Reponsibilities and Ethics
Nine ethical principles to consider when developing a journalistic piece:
Get the facts right.
Be specific when mentioning gender-based violence, and only report on criminal proceedings if you understand the legal processes involved.
Use accurate language, not euphemisms.
Be fair and honest with interviewees.
You have an extra duty of care to protect potentially vulnerable sources, such as survivors of GBV.
Don’t judge or discriminate (by focusing on the survivor’s nationality, for example).
Don’t mention details that could be interpreted as blaming the survivor (e.g. clothes she wore).
Duty to Inform
Distinguish between what is ‘in the public interest’ and what is ‘of interest to the public’. Focus on assessing and addressing the problem of gender-based violence.
Do not sensationalise or use vulgar language.
Respect the privacy of both GBV survivors and bereaved families.
Be wary of offering specific details that can enable viewers or readers to identify a survivor or witness.
Always protect your sources. It is your right as a journalist.
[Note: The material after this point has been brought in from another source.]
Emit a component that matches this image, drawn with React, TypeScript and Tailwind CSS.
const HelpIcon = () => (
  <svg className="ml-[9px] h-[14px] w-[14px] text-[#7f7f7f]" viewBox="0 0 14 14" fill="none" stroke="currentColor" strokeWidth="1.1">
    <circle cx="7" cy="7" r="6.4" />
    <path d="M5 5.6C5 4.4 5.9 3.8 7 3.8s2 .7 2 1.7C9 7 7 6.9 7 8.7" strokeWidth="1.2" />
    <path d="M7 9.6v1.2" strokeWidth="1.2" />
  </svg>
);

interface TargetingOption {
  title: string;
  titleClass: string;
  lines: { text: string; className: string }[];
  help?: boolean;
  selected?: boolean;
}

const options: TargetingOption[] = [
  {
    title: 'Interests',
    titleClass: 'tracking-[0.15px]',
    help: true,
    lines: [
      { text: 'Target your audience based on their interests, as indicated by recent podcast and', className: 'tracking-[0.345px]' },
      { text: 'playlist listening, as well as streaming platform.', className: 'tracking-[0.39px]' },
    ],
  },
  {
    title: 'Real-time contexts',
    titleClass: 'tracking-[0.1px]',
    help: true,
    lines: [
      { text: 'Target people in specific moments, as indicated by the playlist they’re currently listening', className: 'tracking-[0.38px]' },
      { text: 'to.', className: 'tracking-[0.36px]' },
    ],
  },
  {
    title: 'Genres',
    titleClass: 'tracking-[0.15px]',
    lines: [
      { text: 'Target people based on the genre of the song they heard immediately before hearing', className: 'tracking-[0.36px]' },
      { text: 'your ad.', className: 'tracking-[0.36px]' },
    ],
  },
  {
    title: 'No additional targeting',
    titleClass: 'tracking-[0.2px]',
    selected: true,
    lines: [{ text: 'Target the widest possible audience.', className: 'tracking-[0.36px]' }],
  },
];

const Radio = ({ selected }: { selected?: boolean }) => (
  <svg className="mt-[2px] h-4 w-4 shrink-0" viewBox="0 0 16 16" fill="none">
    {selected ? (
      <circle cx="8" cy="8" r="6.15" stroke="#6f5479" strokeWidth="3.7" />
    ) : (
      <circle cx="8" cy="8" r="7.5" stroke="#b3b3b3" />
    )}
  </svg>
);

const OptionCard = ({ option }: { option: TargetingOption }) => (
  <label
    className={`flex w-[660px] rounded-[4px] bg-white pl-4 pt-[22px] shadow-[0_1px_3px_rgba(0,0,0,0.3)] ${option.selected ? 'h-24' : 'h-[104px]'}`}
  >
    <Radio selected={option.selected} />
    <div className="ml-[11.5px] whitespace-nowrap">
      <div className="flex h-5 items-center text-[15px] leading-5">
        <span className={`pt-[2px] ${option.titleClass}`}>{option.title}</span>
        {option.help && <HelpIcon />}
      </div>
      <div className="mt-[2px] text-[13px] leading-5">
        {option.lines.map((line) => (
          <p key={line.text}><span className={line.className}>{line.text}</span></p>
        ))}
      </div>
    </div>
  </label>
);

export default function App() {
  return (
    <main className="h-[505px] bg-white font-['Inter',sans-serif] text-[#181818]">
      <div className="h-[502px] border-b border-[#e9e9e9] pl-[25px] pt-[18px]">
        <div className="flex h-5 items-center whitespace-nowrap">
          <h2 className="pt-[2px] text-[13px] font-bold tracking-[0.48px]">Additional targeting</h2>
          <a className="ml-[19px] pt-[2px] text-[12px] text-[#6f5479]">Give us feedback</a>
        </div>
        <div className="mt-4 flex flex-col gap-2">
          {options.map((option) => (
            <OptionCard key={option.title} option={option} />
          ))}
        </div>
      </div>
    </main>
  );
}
Gain relevant local knowledge as to how to ensure this – through local organisations and agencies.
Extend this protection to fixers, translators, drivers, interviewees and others helping you with your story.
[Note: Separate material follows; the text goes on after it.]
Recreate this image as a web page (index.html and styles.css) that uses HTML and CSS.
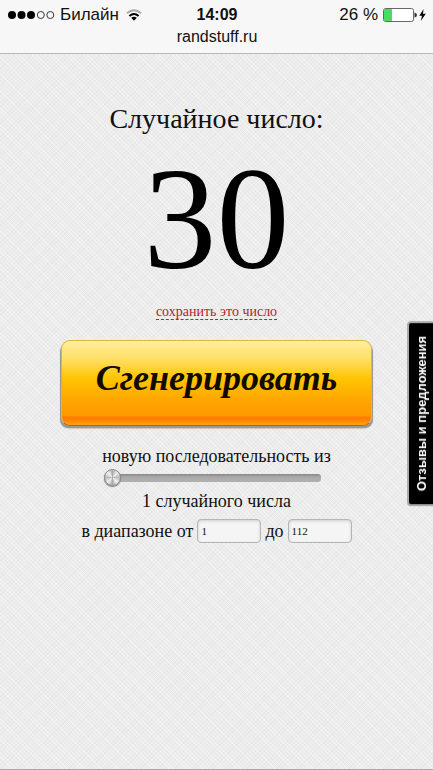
FILE: index.html
```html
<!DOCTYPE html>
<html lang="ru">
<head>
    <meta charset="UTF-8">
    <meta name="viewport" content="width=device-width, initial-scale=1.0">
    <title>Случайное число</title>
    <link rel="stylesheet" href="styles.css">
</head>
<body>
    <header class="browser-bar">
        <div class="status">
            <div class="carrier">
                <svg class="signal" width="47" height="10" viewBox="0 0 47 10">
                    <g fill="#000">
                        <circle cx="4" cy="5" r="4"/>
                        <circle cx="13.5" cy="5" r="4"/>
                        <circle cx="23" cy="5" r="4"/>
                    </g>
                    <g fill="none" stroke="#222" stroke-width="0.9">
                        <circle cx="32.8" cy="5" r="3.5"/>
                        <circle cx="42.3" cy="5" r="3.5"/>
                    </g>
                </svg>
                <span>Билайн</span>
                <svg class="wifi" width="16" height="12" viewBox="0 0 16 12">
                    <path d="M1 4.2 Q8 -1.8 15 4.2" fill="none" stroke="#aaa" stroke-width="2"/>
                    <path d="M3.4 6.9 Q8 3 12.6 6.9" fill="none" stroke="#000" stroke-width="2"/>
                    <path d="M5.2 8.8 Q8 6.6 10.8 8.8 L8 11.8 Z" fill="#000"/>
                </svg>
            </div>
            <div class="clock">14:09</div>
            <div class="power">
                <span>26 %</span>
                <svg class="battery" width="43" height="14" viewBox="0 0 43 14">
                    <rect x="0.5" y="0.5" width="30" height="13" rx="2" fill="#fff" stroke="#666"/>
                    <rect x="1" y="1" width="8" height="12" rx="1" fill="#4cd964"/>
                    <path d="M31.5 4.5 Q34 5 34 7 Q34 9 31.5 9.5 Z" fill="#333"/>
                    <path d="M40.6 1 L36.3 7.8 H39 L37.8 13 L42.8 5.8 H39.9 Z" fill="#000"/>
                </svg>
            </div>
        </div>
        <div class="address">randstuff.ru</div>
    </header>

    <main class="page">
        <h1>Случайное число:</h1>
        <div class="number">30</div>
        <a class="save" href="#">сохранить это число</a>

        <form class="generator">
            <button type="button" class="generate">Сгенерировать</button>
            <label for="count">новую последовательность из</label>
            <input type="range" id="count" class="slider" min="1" max="20" value="1">
            <div class="count">1 случайного числа</div>
            <div class="range">
                <label for="from">в диапазоне от</label>
                <input type="text" id="from" value="1">
                <label for="to">до</label>
                <input type="text" id="to" value="112">
            </div>
        </form>
    </main>

    <a class="feedback" href="#">Отзывы и предложения</a>
</body>
</html>
```

FILE: styles.css
```css
* {
    box-sizing: border-box;
}
body {
    margin: 0;
    min-height: 100vh;
    display: flex;
    flex-direction: column;
    font-family: "Liberation Serif", "Times New Roman", serif;
    font-size: 18px;
    color: #111;
    /* fine woven paper */
    background-color: #ececec;
    background-image:
        repeating-linear-gradient(45deg, rgba(255,255,255,0.3) 0 1px, transparent 1px 3px),
        repeating-linear-gradient(-45deg, rgba(0,0,0,0.02) 0 1px, transparent 1px 3px);
    border-bottom: 1px solid #aaa;
}

/* Top bar */
.browser-bar {
    height: 54px;
    padding: 5px 7px 0 8px;
    background-color: #f7f7f7;
    border-bottom: 1px solid #b8b8b8;
    font-family: "Liberation Sans", Arial, sans-serif;
    font-size: 16px;
    line-height: 20px;
}
.status {
    display: grid;
    grid-template-columns: 1fr auto 1fr;
    align-items: center;
}
.carrier, .power {
    display: flex;
    align-items: center;
    gap: 5px;
}
.carrier, .power {
    font-size: 17px;
}
.wifi {
    margin-left: 2px;
}
.power {
    justify-content: flex-end;
}
.clock {
    font-weight: bold;
}
.address {
    margin-top: 2px;
    text-align: center;
}

/* Content */
.page {
    display: flex;
    flex-direction: column;
    align-items: center;
    padding-top: 48px;
}
h1 {
    margin: 0;
    font-size: 28px;
    font-weight: normal;
    line-height: 34px;
}
.number {
    margin-top: 8px;
    font-size: 146px;
    line-height: 150px;
    color: #000;
}
.save {
    margin-top: 10px;
    font-size: 14px;
    line-height: 15px;
    color: #b5202b;
    text-decoration: none;
    border-bottom: 1px dashed #b5202b;
}
.generator {
    width: 100%;
    display: flex;
    flex-direction: column;
    align-items: center;
    line-height: 24px;
}
.generate {
    width: 72%;
    height: 86px;
    margin: 20px 0 18px;
    padding: 0 0 10px;
    border: 1px solid #dfb63c;
    border-bottom-color: #a86a18;
    border-radius: 9px;
    background: linear-gradient(#ffee9c, #ffe06a 20%, #ffc400 45%, #ffa600 70%, #ff9800 89%, #ff7900 91%, #ff8c00 96%, #ffa418);
    box-shadow: -2px 3px 0 -1px #999, 2px 3px 0 -1px #999, 0 2px 2px #777;
    font-family: "Liberation Serif", "Times New Roman", serif;
    font-size: 36px;
    font-style: italic;
    font-weight: bold;
    color: #120a00;
    cursor: pointer;
}

/* Slider */
.slider {
    -webkit-appearance: none;
    appearance: none;
    width: 50%;
    height: 18px;
    margin: 1px 8px 2px 0;
    background: none;
}
.slider::-webkit-slider-runnable-track {
    height: 8px;
    border-radius: 3px;
    background: linear-gradient(#888, #aaa 40%, #b0b0b0);
}
.slider::-webkit-slider-thumb {
    -webkit-appearance: none;
    width: 17px;
    height: 17px;
    margin-top: -5px;
    border: 1px solid #888;
    border-radius: 50%;
    background: conic-gradient(#aaa, #eee 12%, #bbb 25%, #f4f4f4 38%, #aaa 50%, #eee 62%, #bbb 75%, #f4f4f4 88%, #aaa);
    box-shadow: 0 1px 1px #777;
}
.count {
    margin-bottom: 6px;
}
.range {
    display: flex;
    align-items: center;
    gap: 4px;
}
.range input {
    width: 64px;
    height: 24px;
    padding: 0 3px;
    border: 1px solid #b5b5b5;
    border-radius: 4px;
    background-color: #f5f5f5;
    box-shadow: inset 0 1px 3px #ccc;
    font-family: inherit;
    font-size: 11px;
    color: #111;
}

/* Feedback tab over the right edge */
.feedback {
    position: fixed;
    right: 0;
    top: 321px;
    padding: 13px 5px 13px 3px;
    writing-mode: vertical-rl;
    transform: rotate(180deg);
    border: 2px solid #aaa;
    border-left: 0;
    border-radius: 0 4px 4px 0;
    background-color: #000;
    font-family: "Liberation Sans", Arial, sans-serif;
    font-size: 13px;
    font-weight: bold;
    line-height: 16px;
    color: #fff;
    text-decoration: none;
}
```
Survivors and witnesses who are brave enough to speak out about GBV but not properly protected are at risk of being shunned or even killed.
Payment For Interviews
Payment can influence the nature of an interview, encourage a survivor to give false testimony, pressurise those not ready to speak out and make it difficult for other journalists to get an interview.
Contact organisations working on gender-based violence issues in the first instance before attempting to secure an interview.
Do No Harm
Show sensitivity to people who have experienced grief or trauma.
Respect their privacy.
Be aware that interviewees may be inexperienced in dealing with the media.
Understand that there is a balance between the public’s right to information and a criminal suspect’s right to a fair trial.
A Survivor-Centred Approach
Empower survivors by putting them at the centre of the healing process.
Recognise that each person is unique, reacts differently to gender-based violence, has different strengths, resources and coping mechanisms, has the right to decide who should know about what has happened to them, and what should happen next.
Remember that gender-based violence is a manifestation of power inequality. If you – as a person in a position of power – impose your perspective, you can unintentionally create another experience where survivors feel further disempowerment.
Prioritise the best interests of survivors and focus on safety, confidentiality, respect, and non-discrimination.